> Your objective
Transcribe everything in the data word for word. Pictures are left out.

> Source excerpt
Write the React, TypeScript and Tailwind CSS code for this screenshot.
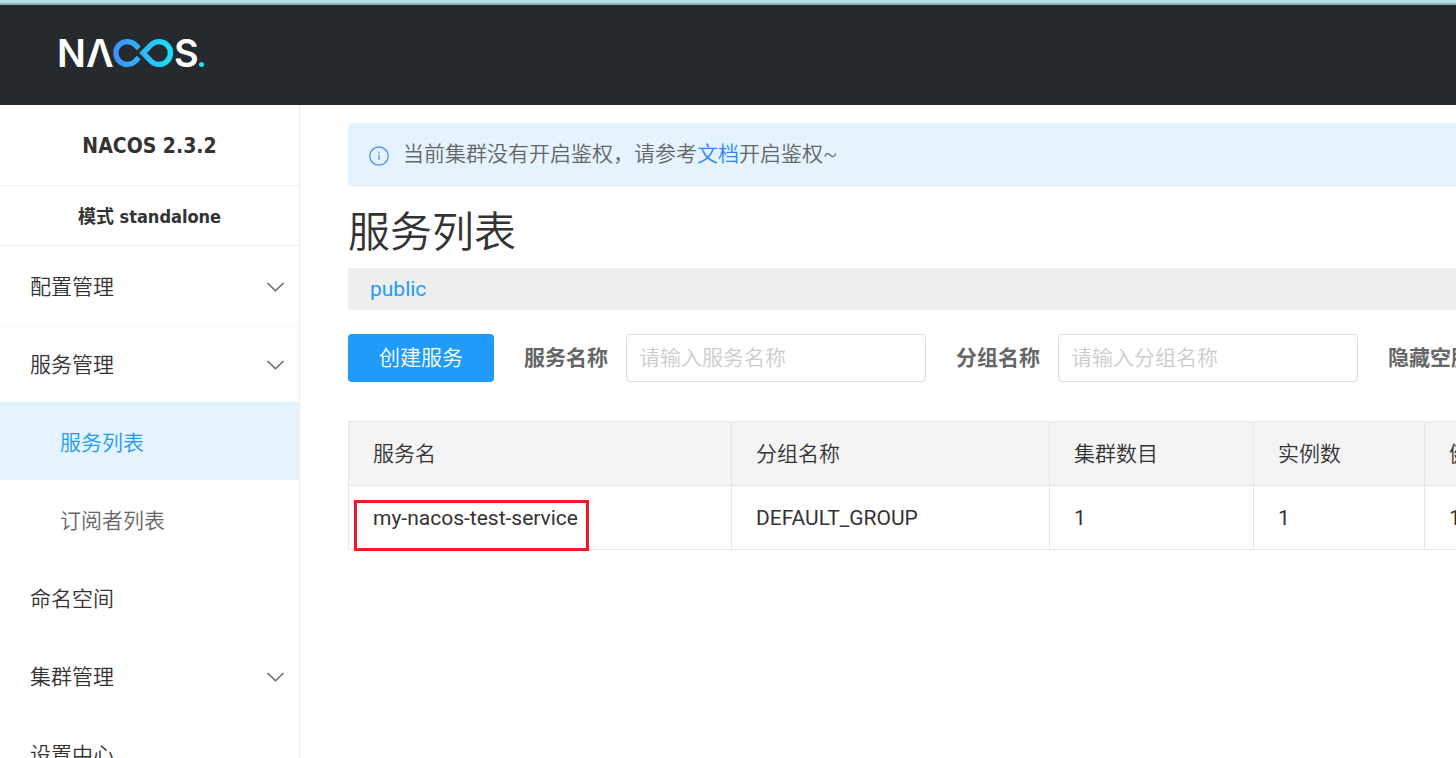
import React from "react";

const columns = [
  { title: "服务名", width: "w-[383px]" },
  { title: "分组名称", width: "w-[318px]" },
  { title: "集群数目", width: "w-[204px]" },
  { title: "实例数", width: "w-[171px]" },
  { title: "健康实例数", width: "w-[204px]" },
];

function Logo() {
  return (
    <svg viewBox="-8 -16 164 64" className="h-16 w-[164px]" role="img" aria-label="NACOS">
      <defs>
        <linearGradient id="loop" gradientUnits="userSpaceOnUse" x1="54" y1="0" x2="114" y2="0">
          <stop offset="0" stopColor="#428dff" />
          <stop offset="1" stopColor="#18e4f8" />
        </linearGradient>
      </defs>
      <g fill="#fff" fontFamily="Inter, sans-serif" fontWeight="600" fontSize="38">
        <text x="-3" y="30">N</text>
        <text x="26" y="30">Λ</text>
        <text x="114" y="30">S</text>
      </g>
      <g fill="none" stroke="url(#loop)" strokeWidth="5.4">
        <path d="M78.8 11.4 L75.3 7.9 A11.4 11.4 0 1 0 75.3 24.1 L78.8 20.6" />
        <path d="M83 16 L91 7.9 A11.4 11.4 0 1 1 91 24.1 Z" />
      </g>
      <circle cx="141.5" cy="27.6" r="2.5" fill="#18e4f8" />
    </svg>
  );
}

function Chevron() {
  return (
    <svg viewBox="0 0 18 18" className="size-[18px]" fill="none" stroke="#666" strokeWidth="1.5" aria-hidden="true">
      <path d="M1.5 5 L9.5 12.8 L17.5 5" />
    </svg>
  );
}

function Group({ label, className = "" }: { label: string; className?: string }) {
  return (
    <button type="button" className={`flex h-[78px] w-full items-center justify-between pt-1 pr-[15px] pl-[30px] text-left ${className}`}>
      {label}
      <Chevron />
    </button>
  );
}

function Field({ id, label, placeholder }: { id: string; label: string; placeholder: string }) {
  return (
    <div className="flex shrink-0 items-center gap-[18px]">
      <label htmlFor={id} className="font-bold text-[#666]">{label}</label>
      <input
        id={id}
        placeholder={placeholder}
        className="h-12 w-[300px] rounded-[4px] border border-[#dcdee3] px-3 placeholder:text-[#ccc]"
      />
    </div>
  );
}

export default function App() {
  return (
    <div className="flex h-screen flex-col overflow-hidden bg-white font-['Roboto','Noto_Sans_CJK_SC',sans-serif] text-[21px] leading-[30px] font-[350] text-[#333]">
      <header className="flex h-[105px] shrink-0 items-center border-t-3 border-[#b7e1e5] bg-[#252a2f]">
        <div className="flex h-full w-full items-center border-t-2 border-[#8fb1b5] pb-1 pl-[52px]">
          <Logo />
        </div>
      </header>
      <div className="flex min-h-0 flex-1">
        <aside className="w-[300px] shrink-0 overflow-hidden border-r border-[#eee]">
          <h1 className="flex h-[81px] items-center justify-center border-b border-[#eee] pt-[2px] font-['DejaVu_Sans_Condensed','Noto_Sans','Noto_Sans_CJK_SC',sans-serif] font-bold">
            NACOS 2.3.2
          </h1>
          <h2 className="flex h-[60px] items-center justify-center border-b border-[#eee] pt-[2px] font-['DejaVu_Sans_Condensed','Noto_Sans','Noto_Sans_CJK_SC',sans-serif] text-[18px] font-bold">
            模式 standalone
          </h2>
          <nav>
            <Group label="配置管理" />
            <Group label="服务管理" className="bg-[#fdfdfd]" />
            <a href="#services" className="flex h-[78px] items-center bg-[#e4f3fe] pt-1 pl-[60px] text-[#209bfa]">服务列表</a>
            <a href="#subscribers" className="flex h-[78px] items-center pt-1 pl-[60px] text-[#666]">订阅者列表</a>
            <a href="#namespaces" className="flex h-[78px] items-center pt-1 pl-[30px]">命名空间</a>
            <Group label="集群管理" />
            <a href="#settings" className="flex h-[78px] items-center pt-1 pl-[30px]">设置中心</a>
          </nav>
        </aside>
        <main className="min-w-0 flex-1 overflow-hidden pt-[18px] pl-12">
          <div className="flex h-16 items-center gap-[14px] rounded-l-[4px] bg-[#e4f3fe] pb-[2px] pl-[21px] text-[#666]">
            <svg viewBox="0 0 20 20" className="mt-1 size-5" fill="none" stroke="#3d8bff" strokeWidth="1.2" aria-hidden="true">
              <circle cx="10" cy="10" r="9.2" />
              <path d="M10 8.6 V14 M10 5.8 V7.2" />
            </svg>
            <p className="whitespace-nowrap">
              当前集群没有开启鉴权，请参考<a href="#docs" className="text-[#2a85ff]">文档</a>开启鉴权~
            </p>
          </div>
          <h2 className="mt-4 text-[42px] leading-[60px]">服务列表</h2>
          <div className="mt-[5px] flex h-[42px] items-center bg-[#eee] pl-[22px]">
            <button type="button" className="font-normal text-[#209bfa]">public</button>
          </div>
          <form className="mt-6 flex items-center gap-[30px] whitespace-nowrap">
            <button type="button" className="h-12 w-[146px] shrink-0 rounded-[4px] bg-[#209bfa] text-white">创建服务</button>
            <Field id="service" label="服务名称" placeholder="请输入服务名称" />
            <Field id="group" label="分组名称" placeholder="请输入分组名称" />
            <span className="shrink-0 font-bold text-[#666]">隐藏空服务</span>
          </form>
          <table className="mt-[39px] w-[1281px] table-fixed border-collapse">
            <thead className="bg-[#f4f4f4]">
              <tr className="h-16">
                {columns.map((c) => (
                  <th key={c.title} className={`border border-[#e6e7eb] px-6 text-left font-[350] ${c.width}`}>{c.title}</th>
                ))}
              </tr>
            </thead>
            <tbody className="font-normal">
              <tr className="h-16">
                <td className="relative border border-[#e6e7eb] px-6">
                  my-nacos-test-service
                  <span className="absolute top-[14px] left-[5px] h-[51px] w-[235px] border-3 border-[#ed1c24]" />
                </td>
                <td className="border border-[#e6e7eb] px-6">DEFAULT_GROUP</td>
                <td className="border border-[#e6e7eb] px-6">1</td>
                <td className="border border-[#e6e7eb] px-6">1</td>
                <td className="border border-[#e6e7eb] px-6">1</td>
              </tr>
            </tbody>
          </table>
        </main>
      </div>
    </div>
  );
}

> Answer to this task
Write the React, TypeScript and Tailwind CSS code for this screenshot.
import React from "react";

const columns = [
  { title: "服务名", width: "w-[383px]" },
  { title: "分组名称", width: "w-[318px]" },
  { title: "集群数目", width: "w-[204px]" },
  { title: "实例数", width: "w-[171px]" },
  { title: "健康实例数", width: "w-[204px]" },
];

function Logo() {
  return (
    <svg viewBox="-8 -16 164 64" className="h-16 w-[164px]" role="img" aria-label="NACOS">
      <defs>
        <linearGradient id="loop" gradientUnits="userSpaceOnUse" x1="54" y1="0" x2="114" y2="0">
          <stop offset="0" stopColor="#428dff" />
          <stop offset="1" stopColor="#18e4f8" />
        </linearGradient>
      </defs>
      <g fill="#fff" fontFamily="Inter, sans-serif" fontWeight="600" fontSize="38">
        <text x="-3" y="30">N</text>
        <text x="26" y="30">Λ</text>
        <text x="114" y="30">S</text>
      </g>
      <g fill="none" stroke="url(#loop)" strokeWidth="5.4">
        <path d="M78.8 11.4 L75.3 7.9 A11.4 11.4 0 1 0 75.3 24.1 L78.8 20.6" />
        <path d="M83 16 L91 7.9 A11.4 11.4 0 1 1 91 24.1 Z" />
      </g>
      <circle cx="141.5" cy="27.6" r="2.5" fill="#18e4f8" />
    </svg>
  );
}

function Chevron() {
  return (
    <svg viewBox="0 0 18 18" className="size-[18px]" fill="none" stroke="#666" strokeWidth="1.5" aria-hidden="true">
      <path d="M1.5 5 L9.5 12.8 L17.5 5" />
    </svg>
  );
}

function Group({ label, className = "" }: { label: string; className?: string }) {
  return (
    <button type="button" className={`flex h-[78px] w-full items-center justify-between pt-1 pr-[15px] pl-[30px] text-left ${className}`}>
      {label}
      <Chevron />
    </button>
  );
}

function Field({ id, label, placeholder }: { id: string; label: string; placeholder: string }) {
  return (
    <div className="flex shrink-0 items-center gap-[18px]">
      <label htmlFor={id} className="font-bold text-[#666]">{label}</label>
      <input
        id={id}
        placeholder={placeholder}
        className="h-12 w-[300px] rounded-[4px] border border-[#dcdee3] px-3 placeholder:text-[#ccc]"
      />
    </div>
  );
}

export default function App() {
  return (
    <div className="flex h-screen flex-col overflow-hidden bg-white font-['Roboto','Noto_Sans_CJK_SC',sans-serif] text-[21px] leading-[30px] font-[350] text-[#333]">
      <header className="flex h-[105px] shrink-0 items-center border-t-3 border-[#b7e1e5] bg-[#252a2f]">
        <div className="flex h-full w-full items-center border-t-2 border-[#8fb1b5] pb-1 pl-[52px]">
          <Logo />
        </div>
      </header>
      <div className="flex min-h-0 flex-1">
        <aside className="w-[300px] shrink-0 overflow-hidden border-r border-[#eee]">
          <h1 className="flex h-[81px] items-center justify-center border-b border-[#eee] pt-[2px] font-['DejaVu_Sans_Condensed','Noto_Sans','Noto_Sans_CJK_SC',sans-serif] font-bold">
            NACOS 2.3.2
          </h1>
          <h2 className="flex h-[60px] items-center justify-center border-b border-[#eee] pt-[2px] font-['DejaVu_Sans_Condensed','Noto_Sans','Noto_Sans_CJK_SC',sans-serif] text-[18px] font-bold">
            模式 standalone
          </h2>
          <nav>
            <Group label="配置管理" />
            <Group label="服务管理" className="bg-[#fdfdfd]" />
            <a href="#services" className="flex h-[78px] items-center bg-[#e4f3fe] pt-1 pl-[60px] text-[#209bfa]">服务列表</a>
            <a href="#subscribers" className="flex h-[78px] items-center pt-1 pl-[60px] text-[#666]">订阅者列表</a>
            <a href="#namespaces" className="flex h-[78px] items-center pt-1 pl-[30px]">命名空间</a>
            <Group label="集群管理" />
            <a href="#settings" className="flex h-[78px] items-center pt-1 pl-[30px]">设置中心</a>
          </nav>
        </aside>
        <main className="min-w-0 flex-1 overflow-hidden pt-[18px] pl-12">
          <div className="flex h-16 items-center gap-[14px] rounded-l-[4px] bg-[#e4f3fe] pb-[2px] pl-[21px] text-[#666]">
            <svg viewBox="0 0 20 20" className="mt-1 size-5" fill="none" stroke="#3d8bff" strokeWidth="1.2" aria-hidden="true">
              <circle cx="10" cy="10" r="9.2" />
              <path d="M10 8.6 V14 M10 5.8 V7.2" />
            </svg>
            <p className="whitespace-nowrap">
              当前集群没有开启鉴权，请参考<a href="#docs" className="text-[#2a85ff]">文档</a>开启鉴权~
            </p>
          </div>
          <h2 className="mt-4 text-[42px] leading-[60px]">服务列表</h2>
          <div className="mt-[5px] flex h-[42px] items-center bg-[#eee] pl-[22px]">
            <button type="button" className="font-normal text-[#209bfa]">public</button>
          </div>
          <form className="mt-6 flex items-center gap-[30px] whitespace-nowrap">
            <button type="button" className="h-12 w-[146px] shrink-0 rounded-[4px] bg-[#209bfa] text-white">创建服务</button>
            <Field id="service" label="服务名称" placeholder="请输入服务名称" />
            <Field id="group" label="分组名称" placeholder="请输入分组名称" />
            <span className="shrink-0 font-bold text-[#666]">隐藏空服务</span>
          </form>
          <table className="mt-[39px] w-[1281px] table-fixed border-collapse">
            <thead className="bg-[#f4f4f4]">
              <tr className="h-16">
                {columns.map((c) => (
                  <th key={c.title} className={`border border-[#e6e7eb] px-6 text-left font-[350] ${c.width}`}>{c.title}</th>
                ))}
              </tr>
            </thead>
            <tbody className="font-normal">
              <tr className="h-16">
                <td className="relative border border-[#e6e7eb] px-6">
                  my-nacos-test-service
                  <span className="absolute top-[14px] left-[5px] h-[51px] w-[235px] border-3 border-[#ed1c24]" />
                </td>
                <td className="border border-[#e6e7eb] px-6">DEFAULT_GROUP</td>
                <td className="border border-[#e6e7eb] px-6">1</td>
                <td className="border border-[#e6e7eb] px-6">1</td>
                <td className="border border-[#e6e7eb] px-6">1</td>
              </tr>
            </tbody>
          </table>
        </main>
      </div>
    </div>
  );
}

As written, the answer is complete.